Amid the bashing she’s taking on the Internet for picking her dog up by the tail, there are those coming to the defense of Rebecca Cross, owner of Knopa, the Scottish terrier who won Best in Show at Crufts.
But the explanations those defenders offer, and their justifications for the practice — which has existed for years — are disingenuous, misleading and often a little arrogant.
The only time, in our opinion, that a dog should be picked up by his or her tail is … NEVER!
There may be those in the dog show community and in the worlds of hunters and breeders, who say that view is naive — that certain breeds can handle it. Then again, they have never been picked up by their tails.
Let’s look at their arguments.
1. The tails of some dog breeds are meant to serve that function. They are born with sturdier tails to provide us humans with handles so we can pull them out when they go into holes. Baloney. Clearly, neither God nor evolution put tails on animals to serve as handles for humans.
And if breeders have worked to give certain breeds stronger tails, with that in mind, then they had the wrong thing in mind, which is often the case. Their tinkering with dog breeds to make them cuter, lower maintenance or more useful to humans — all in the name of sales, of course — leads to no good, and to bogus arguments like this one.

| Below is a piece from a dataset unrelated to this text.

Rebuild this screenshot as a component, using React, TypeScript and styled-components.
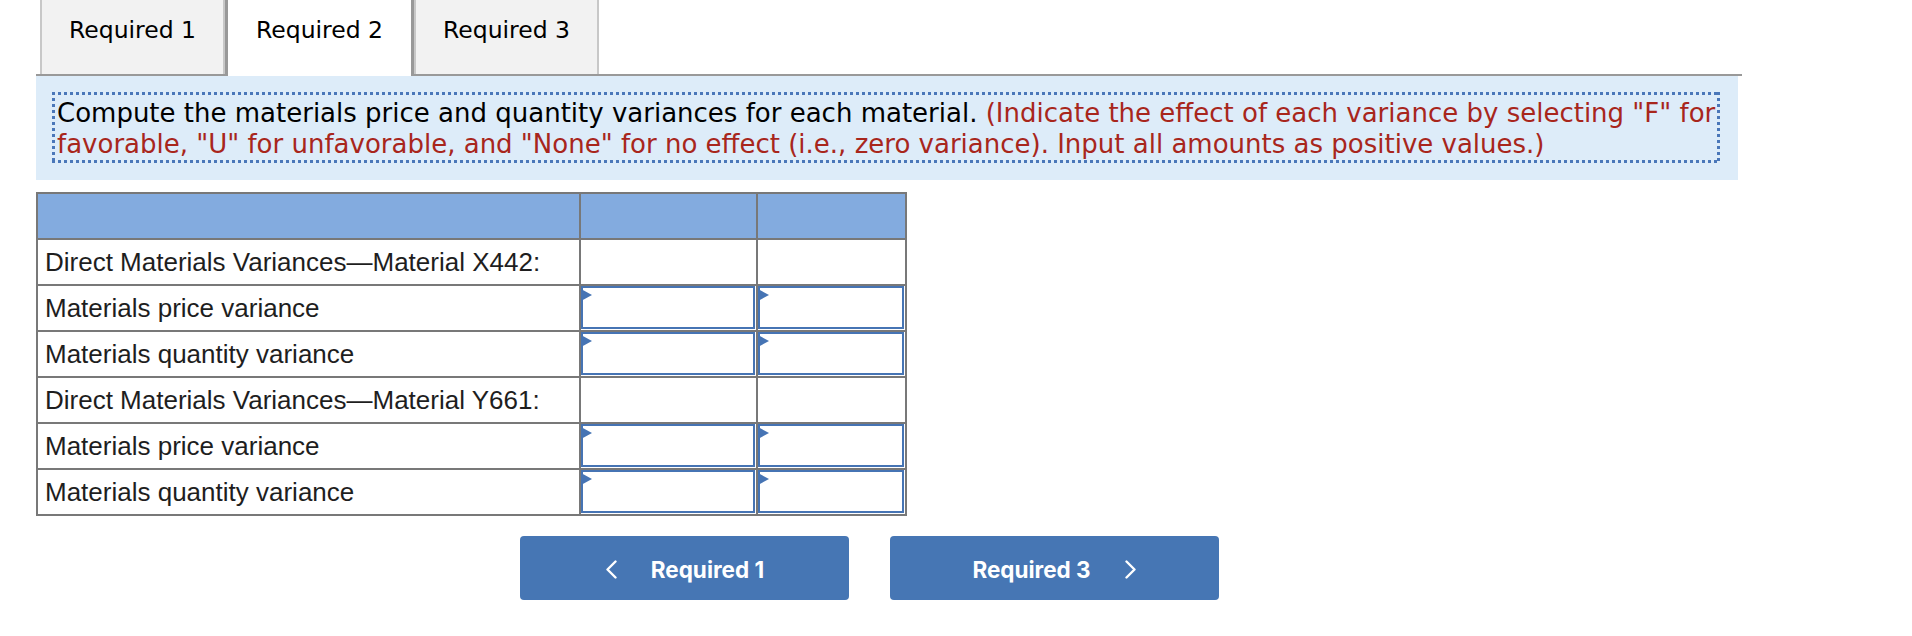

2. You shouldn’t do it, but, being highly skilled professionals, it’s OK for us to lift certain small breeds by their tails. Balderdash! Running around in a circle with a dog, and brushing its hair, doesn’t make you a highly skilled professional. Showing a dog doesn’t require a Ph.D. You’re not a doctor, and if you were you’d know that the tail being an extension of the spine, it should not be used to hold up even part of a dog’s weight.
3. When a dog is picked up that way, most of the pressure is on the front end of the dog, and the tail is simply used as a guide. Bullshit — pardon our language — but anyone with the slightest understanding of physics can see that, when a dog is picked up this way, the tail is carrying at least some of the dog’s weight. And when the front end is being supported by a hand on his or her throat, rather than his or her chest, that too is problematic.

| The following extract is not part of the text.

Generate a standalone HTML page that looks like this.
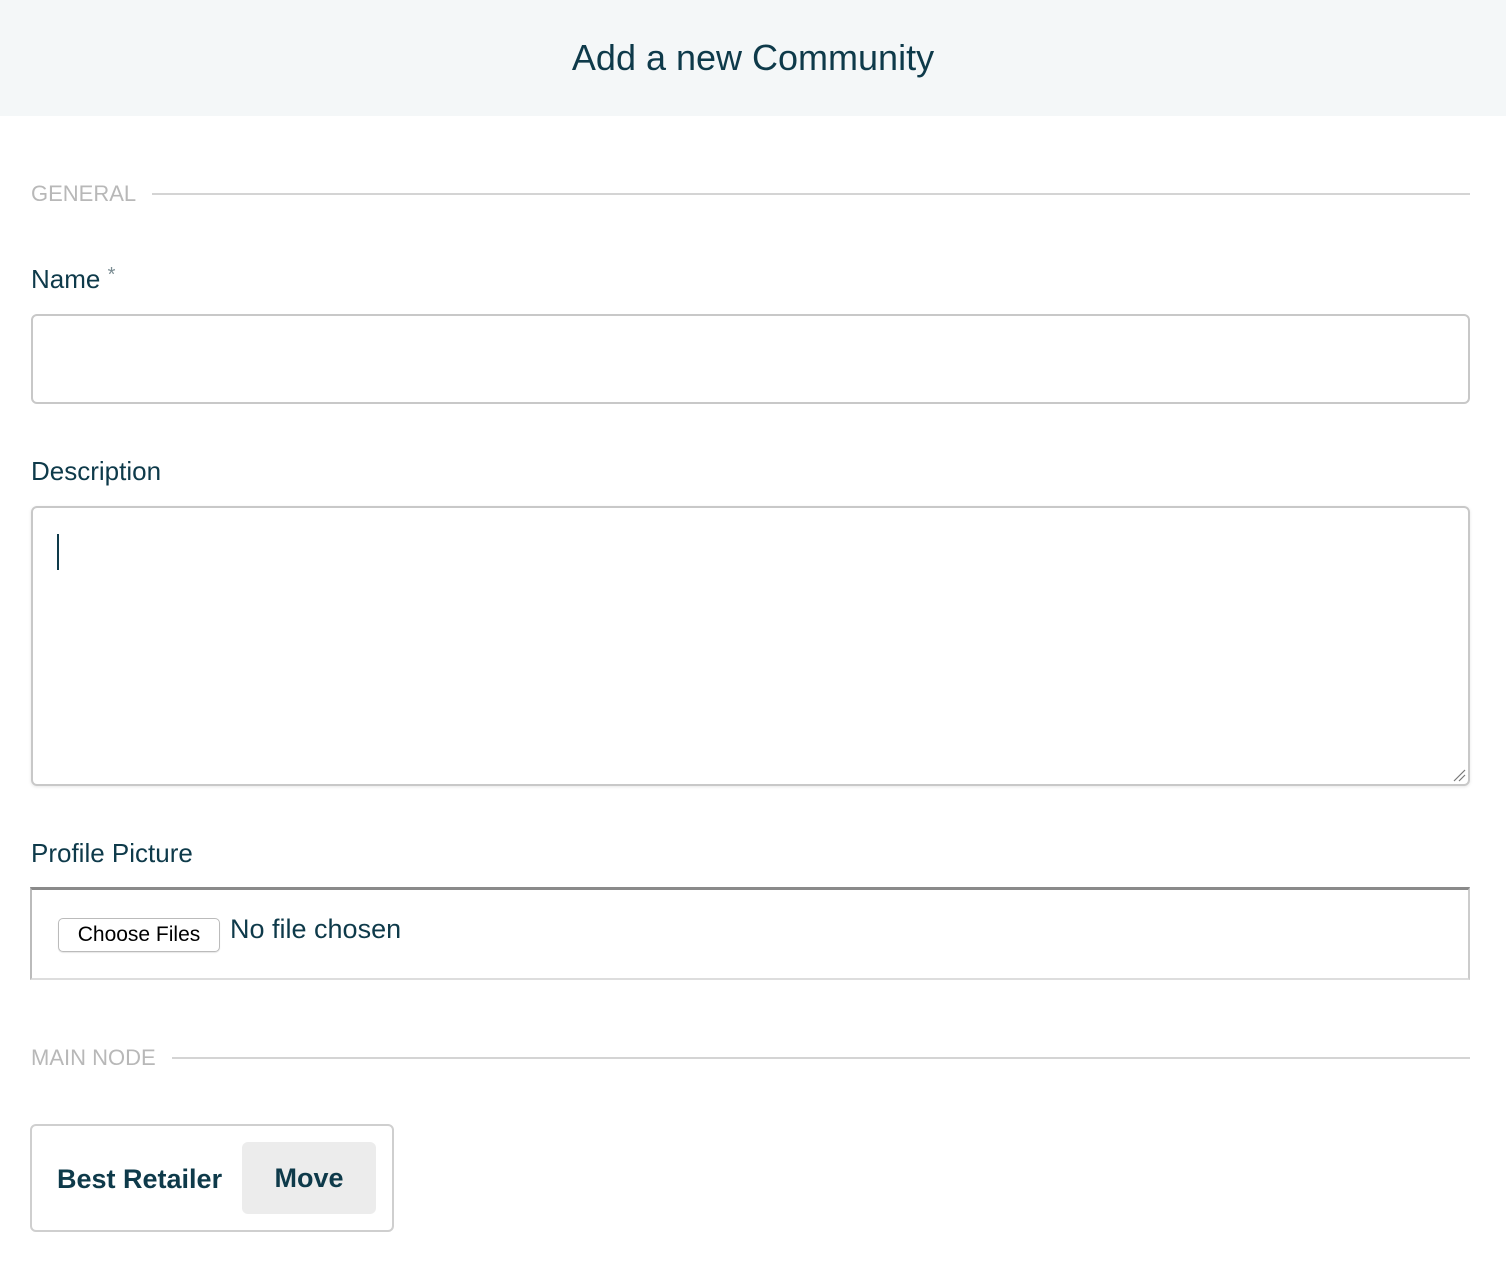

4. If it hurt them, dogs would yelp and whine. Wrong again! That’s not true of real-world dogs, or show dogs — maybe especially show dogs who have accepted the fact that the human showing them is going to do this, just as they have accepted the judges who insist on grasping their packages to check for “conformity.”
5. We’ve always done it that way. We all know that is no defense at all; rather, it’s an excuse used by those who — even when someone is showing them a better way — stubbornly insist on living in the past. And if ever there was a vestige of the past, it’s purebred dog shows.
Those defending the practice offer plenty of what they, at least, see as justification, but little explanation of the reason for picking up a dog this way in the first place.
That’s probably because it is such a silly and superficial reason: By using those two points of contact, they can avoid messing up the dog’s hair.
In that way, the tail lift symbolizes what, at the root, is wrong with dog shows.
And that’s the “appearance above all” mentality behind them.
Judging dogs on their looks — as called for by breed organizations and breed standards — causes suffering and is not in the best interest of the species.
Shows like Crufts and Westminster value “looks over the welfare and health of dogs which can lead to their early death, and that’s not acceptable if we’re really a nation of dog lovers,” RSPCA spokesperson Violet Owens told the BBC.
Although the dog owner’s comments didn’t sound too apologetic — she said she lifted her dog by the tail due to force of habit — Cross did apologize, according to UK Kennel Club Secretary Caroline Kisko.
And just for the record Kisko also said that — no matter what the breed — picking up a dog by its tail is a no-no, at least at Crufts:
“Those showing at Crufts receive clear written guidance on handling their dog, in order to ensure the dog’s welfare, and this guide makes it clear that dogs should not be handled in this way,” she said.